I. Here is Peter’s undoubted supremacy. History circles around great names. Men are not all original. The apostles could not do without Peter.

II. This supremacy was intellectual, moral, spiritual; not economical, legal, or merely official. His supremacy rose out of qualification. There are no spiritual leaderships which can be irrespective of character. A true man must always influence others powerfully.

III. The value of such characters as that of Peter in the Church. Each age needs men who can call onward and upward because they are beyond and above.

IV. Here is noble purpose and noble feeling coming short in action. The sequel is, “they all forsook Him and fled.” Not even the grandest human inspirations have staying virtues in them. These must be sought from the Holy Spirit. (The Preachers Monthly.)

Presumption

I stand on a mountain in Colorado six thousand feet high. There is a man standing beneath me who says: “I see a peculiar shelving to this rock,” and he bends towards it. I say: “Stop, you will fall.” He says: “No danger; I have a steady head and foot, and see a peculiar piece of moss.” I say: “Stand back”; but he says: “I am not afraid”; and he bends farther and farther, and after a while his head whirls and his feet slip-and the eagles know not that it is the macerated flesh of a man they are picking at, but it is. So I have seen men come to the very verge of New York life, and they look away down in it. They say: “Don’t be cowardly. Let us go down.” They look farther and farther. I warn them to stand back; but Satan comes behind them, and while they are swinging over the verge, pushes them off. People say they were naturally bad. They were not! They were only engaged in exploration. (Dr. Talmage.)

Fatal presumption

The present Eddystone Lighthouse stands very firmly, but that was not the character of the first structure that stood on that dangerous point. There was an eccentric man by the name of Henry Winstanly, who built a very fantastic lighthouse at that point in 1696, and when it was nearly done he felt so confident that it was strong, that he expressed the wish that he might be in it in the roughest hurricane that ever blew in the face of heaven. And he got his wish. One November night, in 1703, he and his workmen were in that light house when there came down the most raging tempest that has ever been known in that region. On the following morning the people came down to see about the lighthouse. Not a vestige of the wall, not a vestige of the men. Only two twisted iron bolts, showing where the lighthouse had stood. So there are men building up their fantastic hopes, and plans, and enterprises, and expectations, thinking they will stand forever, saying: “We don’t want any of the defences of the gospel. We can stand for ourselves. We are not afraid. We take all the risks and we defy everything;” and suddenly the Lord blows upon them and they are gone. Only two things left-a grave and a lost soul. (Dr. Talmage.)

Accumulated sin

Peter, instead of being humbled and made self-distrustful by our Lord’s warning, as he ought to have been, only heaps up more sin against himself by persisting in contradicting the Lord.

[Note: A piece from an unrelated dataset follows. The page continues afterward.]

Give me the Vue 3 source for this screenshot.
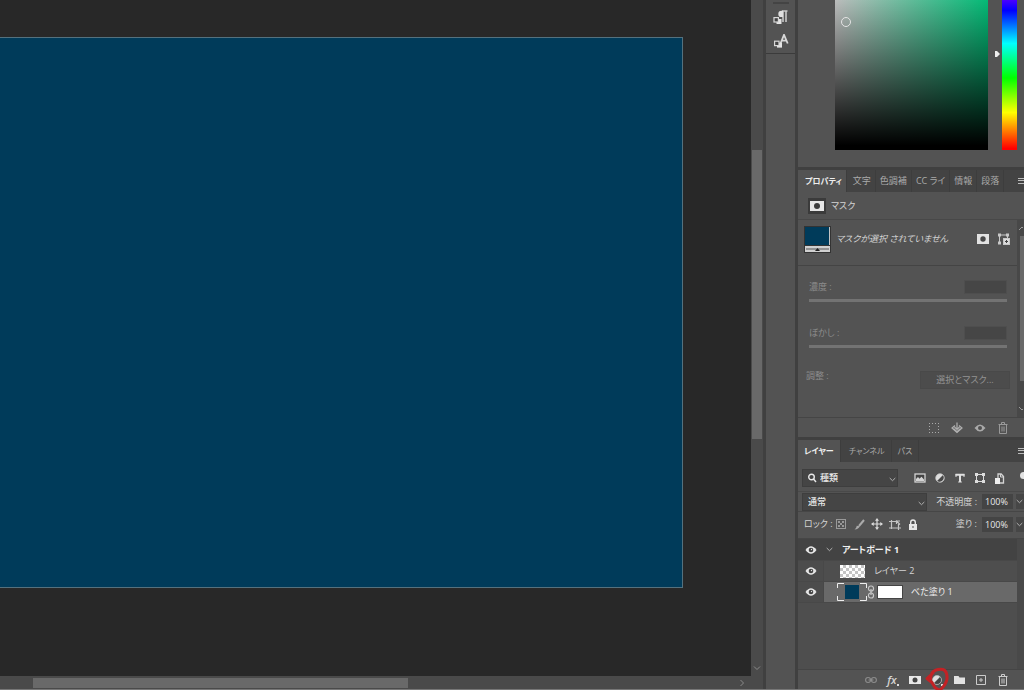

Let us take note from this that the child of God, through strength of his corruption, may fall often into the same sin, notwithstanding good means against it.

1. It is a very hard thing to lead people out of themselves. Almost nothing but experience of former falls brings them to see their folly.

2. Till their mind is changed their action will be the same.

3. Weakness of grace causes even the best to fall over and over again into the same sins.

4. The same reason remains still which may move the Lord to leave His children to themselves; to try, excite, humble them, work more serious sorrow, make them more watchful, etc. (Dr. Thomas Taylor.)

Repetition strengthens

Every repetition of sin makes sin the stronger; for as the body, the more it is nourished and fed, the stronger it grows, so with sin in the soul; every new act is an addition of strength till it comes to a habit. Pluck up a twig, then, before it grows up into a plant. Dash out the brains of every sin in infancy. (Dr. Thomas Taylor.)

Mark 14:31

31 But he spake the more vehemently, If I should die with thee, I will not deny thee in any wise. Likewise also said they all.